– Ну что Вы, Игорь был очень благоразумным и осторожным.

– Ваш муж не был ограблен, не был избит, на его теле не было телесных повреждений, кроме одиночного ранения сердца. У вашего мужа не было врагов. не было долгов. А маньяков в Акшинске да идейных убийц никогда и не было.

Или у Вас, Наталья Николаевка, есть какие-то другие предположения, идеи о причинах смерти вашего мужа?

-…

-Ну вот, значит нам с вами придется искать мотив, ведь Вы поможете? Я думаю, вы заинтересованы в раскрытии убийства Игоря Владимировича?

– …

– Так как Вы с ним познакомились?

– Мы познакомились с мужем во время учебы в медицинском институте, я с родителями приехала в Союз из Германии, где служил мой отец, и где я родилась.


Я была Принцессой.

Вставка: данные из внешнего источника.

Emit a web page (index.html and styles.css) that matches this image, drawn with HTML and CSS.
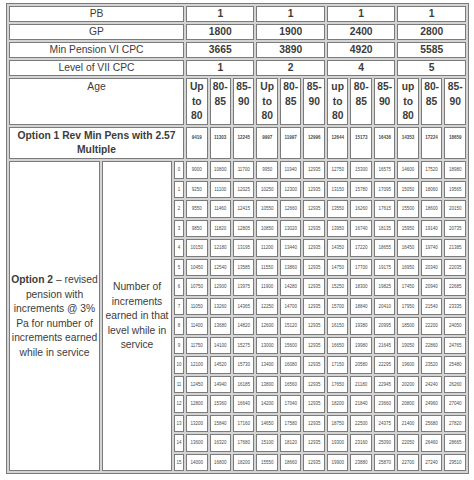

Папиной девочкой. Самой лучшей. У папы все было самое лучшее. Даже фамилия. Звучная и красивая. Как у меня. Папа был военным. И занимал хорошую должность. Мы жили в Германии. Одно только это делало меня особенной. Это был мой маленький и прекрасный мирок. Я и папа. Мама тоже была и есть. Но она была с краю. И все остальные были на краю этого моего прекрасного мира. Все папины сослуживцы уезжали в Союз, а с ними и их дети. А мы все служили и служили за границей.

Папа не разрешал мне дружить с другими детьми из советской школы. Нет, он не был деспотом мой папа. Просто он мне объяснил, что не надо другим знать, как мы живем, и что есть у нас дома. Он – начальник. Советский командир. Дети его подчиненных, летех и прапоров, не должны быть у нас в гостях. Меня в гости тоже не звали. "Не распускай язык",– говорил он мне. "Никогда не узнаешь, кто и как использует твои слова". Я привыкла молчать, и подруг у меня никогда не было. Да и уезжали они слишком часто, мои потенциальные подружки.

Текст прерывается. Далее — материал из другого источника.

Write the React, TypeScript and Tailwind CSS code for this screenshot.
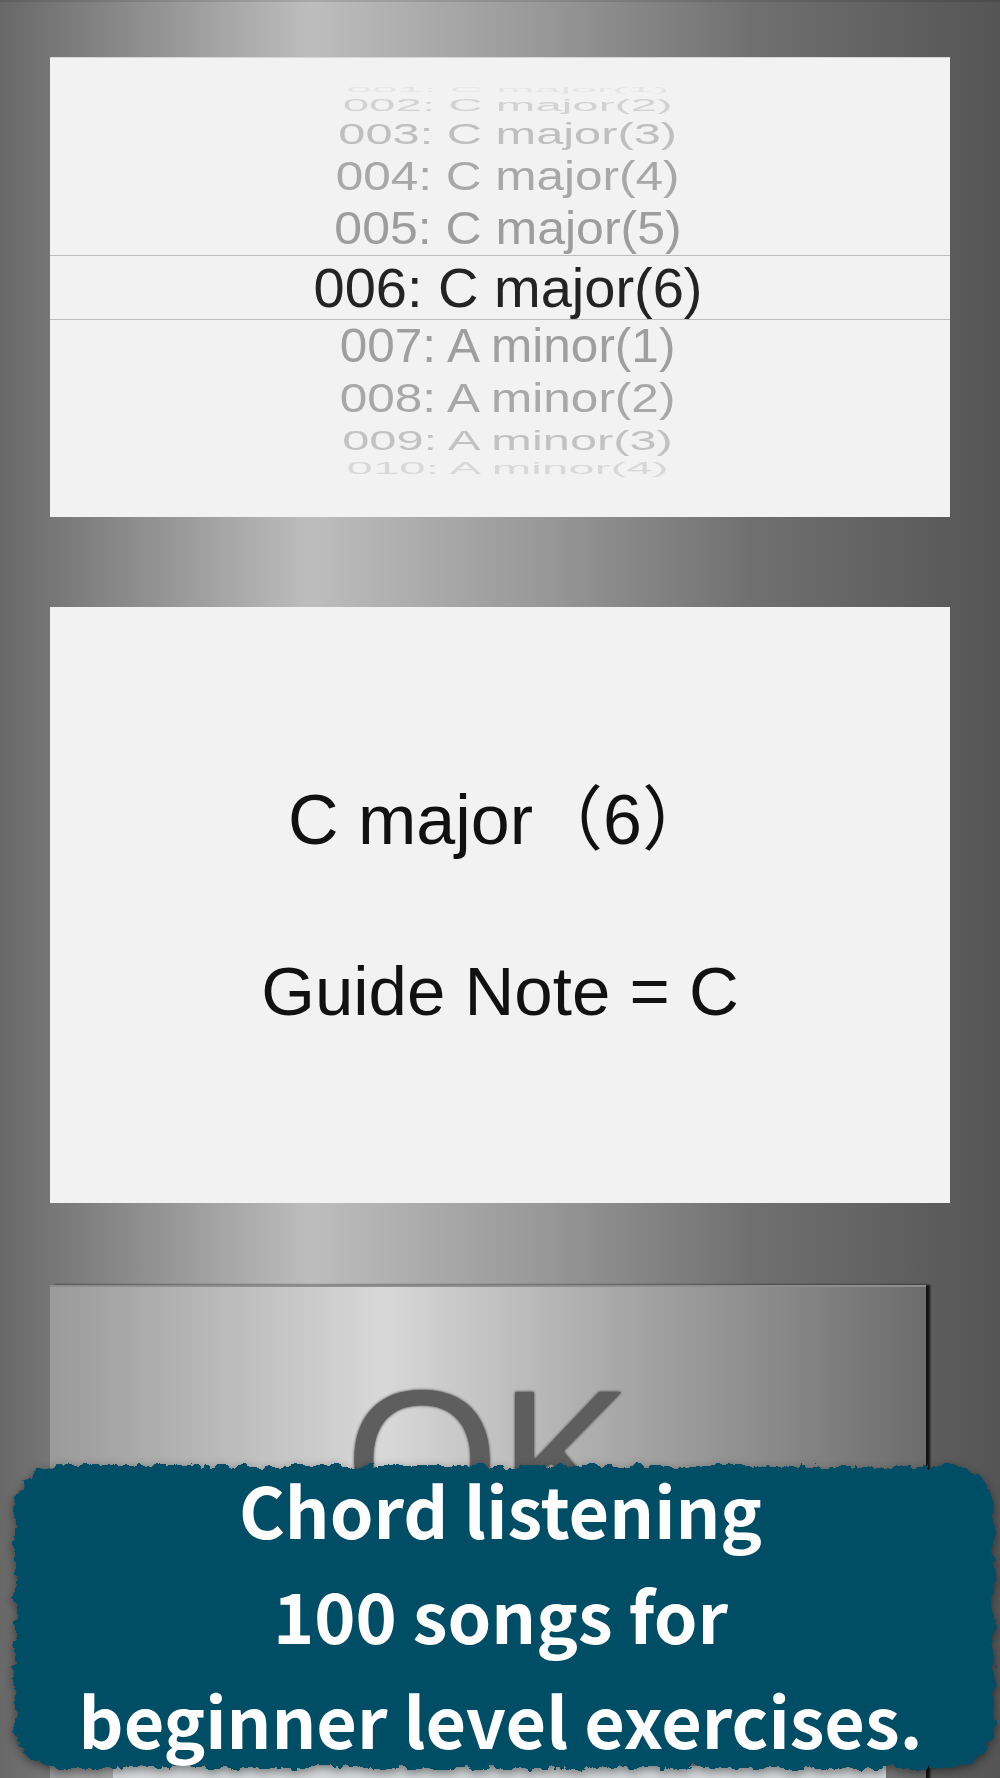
import React from "react";

type Row = { t: string; h: string; cls: string };

const above: Row[] = [
  { t: "001: C major(1)", h: "h-[6px]", cls: "scale-y-[0.13] scale-x-[0.93] text-[#e4e4e4]" },
  { t: "002: C major(2)", h: "h-[24px]", cls: "scale-y-[0.34] scale-x-[0.95] text-[#d2d2d2]" },
  { t: "003: C major(3)", h: "h-[34px]", cls: "scale-y-[0.58] scale-x-[0.975] text-[#bfbfbf]" },
  { t: "004: C major(4)", h: "h-[50px]", cls: "scale-y-[0.8] scale-x-[0.99] text-[#a8a8a8]" },
  { t: "005: C major(5)", h: "h-[54px]", cls: "scale-y-[0.94] scale-x-[1] text-[#9d9d9d]" },
];

const below: Row[] = [
  { t: "007: A minor(1)", h: "h-[52px]", cls: "scale-y-[0.97] scale-x-[0.99] text-[#9f9f9f]" },
  { t: "008: A minor(2)", h: "h-[52px]", cls: "scale-y-[0.8] scale-x-[0.99] text-[#a8a8a8]" },
  { t: "009: A minor(3)", h: "h-[32px]", cls: "scale-y-[0.56] scale-x-[0.975] text-[#c2c2c2]" },
  { t: "010: A minor(4)", h: "h-[24px]", cls: "scale-y-[0.34] scale-x-[0.95] text-[#d8d8d8]" },
];

function PickerRow({ r }: { r: Row }) {
  return (
    <div className={`flex items-center justify-center pl-[16px] ${r.h}`}>
      <span className={`inline-block whitespace-nowrap text-[50px] leading-none ${r.cls}`}>{r.t}</span>
    </div>
  );
}

function RoughBanner() {
  return (
    <svg
      width="987"
      height="310"
      viewBox="0 0 987 310"
      className="absolute left-0 top-0 overflow-visible drop-shadow-[0_3px_5px_rgba(0,0,0,0.45)]"
    >
      <defs>
        <filter id="rough" x="-3%" y="-6%" width="106%" height="112%">
          <feTurbulence type="fractalNoise" baseFrequency="0.09" numOctaves="4" seed="7" result="noise" />
          <feDisplacementMap in="SourceGraphic" in2="noise" scale="13" xChannelSelector="R" yChannelSelector="G" />
        </filter>
      </defs>
      <rect x="4" y="4" width="979" height="302" rx="44" ry="44" fill="#024e66" filter="url(#rough)" />
    </svg>
  );
}

export default function App() {
  return (
    <div className="relative h-[1778px] w-[1000px] overflow-hidden bg-[linear-gradient(to_right,#686868_0%,#bdbdbd_31%,#979797_55%,#707070_75%,#555555_100%)] font-['Liberation_Sans','Noto_Sans_CJK_JP',sans-serif]">
      <div className="h-[2px] bg-black/10" />
      <div className="flex flex-col px-[50px] pt-[55px]">
        {/* Picker */}
        <div className="flex h-[460px] flex-col overflow-hidden border-t border-[#d6d6d6] bg-[#f2f2f2] pt-[29px]">
          {above.map((r) => (
            <PickerRow key={r.t} r={r} />
          ))}
          <div className="flex h-[65px] items-center justify-center border-y border-[#bdbdbd] pl-[16px]">
            <span className="inline-block whitespace-nowrap text-[56px] leading-none text-[#232323]">006: C major(6)</span>
          </div>
          {below.map((r) => (
            <PickerRow key={r.t} r={r} />
          ))}
        </div>

        {/* Info panel */}
        <div className="mt-[90px] flex h-[596px] flex-col items-center bg-[#f2f2f2] pt-[178px] text-[#111]">
          <div className="h-[70px] whitespace-nowrap text-[70px] leading-none">C major（6）</div>
          <div className="mt-[102px] h-[69px] whitespace-nowrap text-[69px] leading-none">Guide Note = C</div>
        </div>

        {/* OK button */}
        <div className="mt-[82px] flex h-[520px] w-[876px] justify-center border-t-2 border-[#8e8e8e] bg-[linear-gradient(to_right,#9a9a9a_0%,#d8d8d8_38%,#a6a6a6_66%,#6c6c6c_100%)] pt-[75px] shadow-[4px_0_2px_rgba(0,0,0,0.8)]">
          <span className="text-[198px] leading-none text-[#5e5e5e] [text-shadow:0_0_3px_rgba(0,0,0,0.85)]">OK</span>
        </div>
      </div>

      {/* light strip under banner */}
      <div className="absolute left-[113px] top-[1766px] h-[12px] w-[773px] bg-[#d3d7d9]" />

      {/* Promo banner */}
      <div className="absolute left-[11px] top-[1462px] h-[310px] w-[987px]">
        <RoughBanner />
        <div className="relative -mt-[6px] flex flex-col items-center pr-[8px] font-['Noto_Sans_CJK_JP',sans-serif] text-[70px] font-bold leading-[105px] text-white">
          <div className="whitespace-nowrap">Chord listening</div>
          <div className="whitespace-nowrap">100 songs for</div>
          <div className="whitespace-nowrap">beginner level exercises.</div>
        </div>
      </div>
    </div>
  );
}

Одевалась я лучше всех в классе даже в Германии. Папа, несмотря на то, что до паранойи боялся сделать достоянием общественности наш уровень материального достатка, для меня покупал все самое лучшее. Туфельки, платьица, украшения, портфели, пеналы, даже цветные обложки для учебников. У меня была синяя школьная форма и кружевные фартуки, черный – из шелка с кружевом по краям крылышек, и белый – весь из кружев. У меня был темно-красный переливчатый пионерский галстук, а не алый из книжного магазина за 15 копеек, и даже октябрятская звездочка у меня была из рубиновой пластмассы с фотографией маленького Ленина, а не убогий алюминиевый значок. Все, только самое лучшее для его принцессы. И его принцесса тоже была самая лучшая. Самая красивая. Самая умная. Самая воспитанная. Лучше всех.

Он так и звал меня – "Принцесса" лет до 8. А потом просто – "Доча", но мы-то с ним знали, что я – Принцесса.

Когда мне было лет шесть, я, помню, шла с папой по улице и рассматривала встречных мужчин.

"Вот, если я могла выбирать папу, кого я бы выбрала, если не его? Никого. Они все некрасивые. А мой папа -красавец. Он стройный, ладный и ловкий. Он не низкий и не длинный, как вон тот, с нескладными ногами. В красивой военной форме и идеально начищенных ботинках. Он светловолосый, с голубыми глазами. И нос у него аккуратный, и губы мужественные, узкие, и всегда твердо сложены".

"Он – король", – подумала я, – "Если бы сейчас были старые времена, мой папа мог бы быть королем, потому что он – самый красивый. А я бы была настоящей принцессой".

И я похожа на отца.

Папа решал в нашей семье все. Что мне носить, и какую шапку купить маме. Какие книги читать. Куда мы поедем на выходных, и когда – в отпуск. Что готовить маме на ужин, какое мороженное мне есть. Он всегда заказывал мне в кафе шоколадное мороженное с орехами, а я любила ванильное. Но я не сопротивлялась, я ела это быстро тающее мороженное из металлической вазочки, и была счастлива. Потому что папа был – стена. Надежное плечо. И он мог все. С папой мне было тепло и спокойно.